Stacey Swampy has seen a lot of changes in the justice system. The former inmate spent more than 20 years navigating his way through the foster care system, welfare system, young offender facilities and eventually both provincial and federal correctional facilities.
“My dad was a bootlegger so I saw people come to the house 24 hours a day, seven days a week… I started drinking when I was nine,” Swampy told VICE, adding his downturn really took hold after his father’s death when he was 13.
“I started drinking more. I started doing drugs more. I picked the wrong role models. The people I looked up to were coming out of the jail system. They had tattoos all over them, good shape, (and) women chased them… I started to live like those people.”
After spending the majority of his life in different kinds of facilities, Swampy started to connect with his culture from behind the bars.
“The ceremonies inside the system gives us the idea of who we are.
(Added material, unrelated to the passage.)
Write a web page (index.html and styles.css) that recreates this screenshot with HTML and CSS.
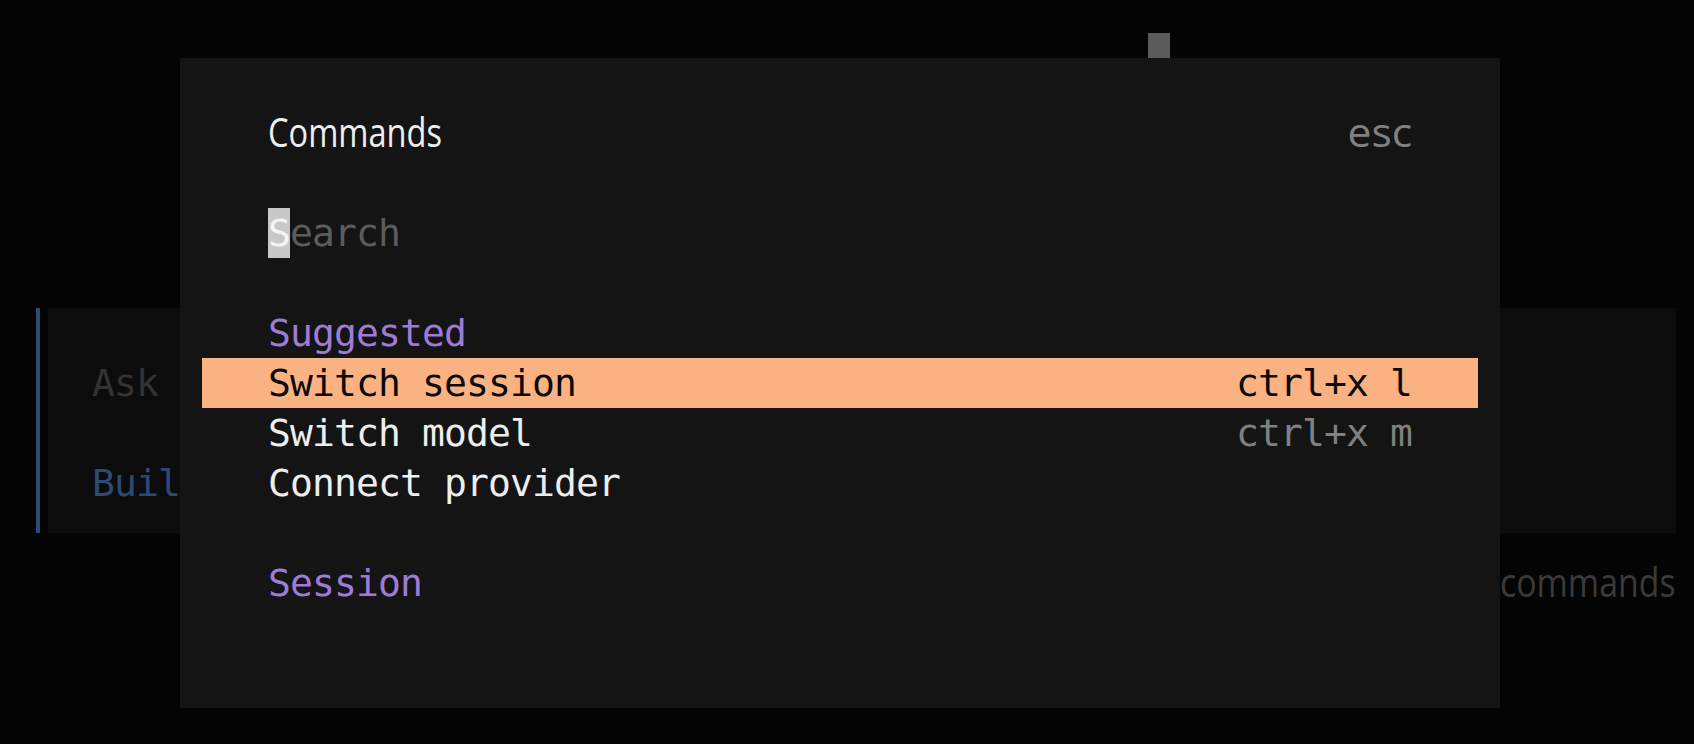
FILE: index.html
```html
<!DOCTYPE html>
<html lang="en">
<head>
<meta charset="utf-8">
<title>Commands</title>
<link rel="stylesheet" href="styles.css">
</head>
<body>
  <div class="screen">
    <div class="top-row"><span class="term-cursor"></span></div>
    <div class="prompt">
      <div class="prompt-bar"></div>
      <div class="prompt-body">
        <div class="line placeholder">Ask</div>
        <div class="line"></div>
        <div class="line agent">Build</div>
      </div>
    </div>
    <div class="hint-row">
      <span class="hint-box"><span class="prop hint-word">commands</span></span>
    </div>
  </div>

  <div class="dialog">
    <div class="dialog-header line">
      <span class="prop title">Commands</span>
      <span class="prop esc">esc</span>
    </div>
    <div class="search line"><span class="caret">S</span>earch</div>
    <div class="group">
      <div class="line group-title">Suggested</div>
      <div class="line item active"><span>Switch session</span><span class="shortcut">ctrl+x l</span></div>
      <div class="line item"><span>Switch model</span><span class="shortcut">ctrl+x m</span></div>
      <div class="line item"><span>Connect provider</span></div>
    </div>
    <div class="group">
      <div class="line group-title">Session</div>
    </div>
  </div>
</body>
</html>
```

FILE: styles.css
```css
* {
  box-sizing: border-box;
  margin: 0;
  padding: 0;
}

html, body {
  width: 1694px;
  height: 744px;
  overflow: hidden;
  background: #040404;
}

body {
  position: relative;
  font-family: "DejaVu Sans Mono", monospace;
  font-size: 38px;
  letter-spacing: -0.88px;
  line-height: 50px;
  color: #eeeeee;
}

.line {
  height: 50px;
  white-space: pre;
}

/* background terminal screen */
.screen {
  height: 744px;
  padding: 8px 18px 0 4px;
  display: flex;
  flex-direction: column;
}

.top-row {
  height: 50px;
  display: flex;
  align-items: flex-end;
  padding-left: 1144px;
}

.term-cursor {
  width: 22px;
  height: 25px;
  background: #5a5a5a;
}

.prompt {
  margin-top: 250px;
  margin-left: 22px;
  height: 225px;
  display: flex;
}

.prompt-bar {
  width: 4px;
  margin-left: 10px;
  margin-right: 8px;
  background: #2c4a74;
}

.prompt-body {
  flex: 1;
  background: #0c0c0c;
  padding: 50px 0 0 44px;
}

.placeholder {
  color: #333333;
}

.agent {
  color: #2c4a74;
}

.hint-row {
  margin-top: 25px;
  height: 50px;
  display: flex;
  justify-content: flex-end;
}

.hint-box {
  width: 176px;
}

.prop {
  display: inline-block;
  font-family: "Open Sans", "Noto Sans", sans-serif;
  font-size: 41px;
  letter-spacing: 0;
  transform-origin: left center;
}

.hint-word {
  color: #3a3a3a;
  transform: translateY(-2px) scaleX(0.825);
}

/* dialog overlay */
.dialog {
  position: absolute;
  left: 180px;
  top: 58px;
  width: 1320px;
  height: 650px;
  background: #141414;
  padding: 50px 88px 0;
}

.dialog-header {
  display: flex;
  justify-content: space-between;
}

.title {
  color: #eeeeee;
  transform: translateY(-2px) scaleX(0.795);
}

.esc {
  color: #808080;
  transform-origin: right center;
  transform: translateY(-2px) scaleX(1.04);
}

.search {
  margin-top: 50px;
  color: #5c5c5c;
}

.caret {
  display: inline-block;
  width: 22px;
  background: #c8c8c8;
  color: #f4f4f4;
}

.group {
  margin-top: 50px;
}

.group-title {
  color: #9d7cd8;
}

.item {
  display: flex;
  justify-content: space-between;
  margin: 0 -66px;
  padding: 0 66px;
}

.item.active {
  background: #fab283;
  color: #0a0a0a;
}

.shortcut {
  color: #808080;
}

.item.active .shortcut {
  color: #0a0a0a;
}
```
If I wasn’t allowed to attend ceremonies when I was in the system, I would probably be doing a life sentence or probably six feet under right now. The ceremonies that are in the system helped me deal with the traumas that I carried all of my life,” says Swampy.
Unfortunately Swampy’s story is less the anomaly and more likely the norm.
A 2013 report by the Office of the Correctional Investigator found that while aboriginal people make up about four per cent of the Canadian population, 23.2 per cent of the federal inmate population is aboriginal, the provincial system parallels similar statistics. The incarceration rate for aboriginal people is ten times higher than non-aboriginals and that over-representation just continues to grow. Since 2000 the federal aboriginal inmate population has increased by over 56 per cent and the overall aboriginal representation rate for inmate population has increased from 17 per cent to over 23 per cent. In just the prairies between 2010 and 2013 corrections saw nearly 40 per cent of all new federal inmate growth and most was led by aboriginal offenders, who now comprise more than 45 per cent of the prairies’ inmate population.
With the insight of 20 years in the system and now 10 years of sobriety, Swampy said it’s critically important that First Nations people in and outside of the judicial system start connecting with their culture.
“The ceremonies show you what you need to be doing for yourself. It shows you how to be responsible, it shows you how to be accountable. Then you start to have that self esteem that we don’t have (since residential school), that pride in who you are,” says Swampy, who works alongside the Str8 Up program in Saskatoon, Sask. to help women and men exit the gang life, adding that it’s the only way to break the legacy of self destruction left by residential schools.
“That’s what ceremony does for me, it’s given me responsibility which I’ve never had before. Ceremony has given me accountability which I never had before.”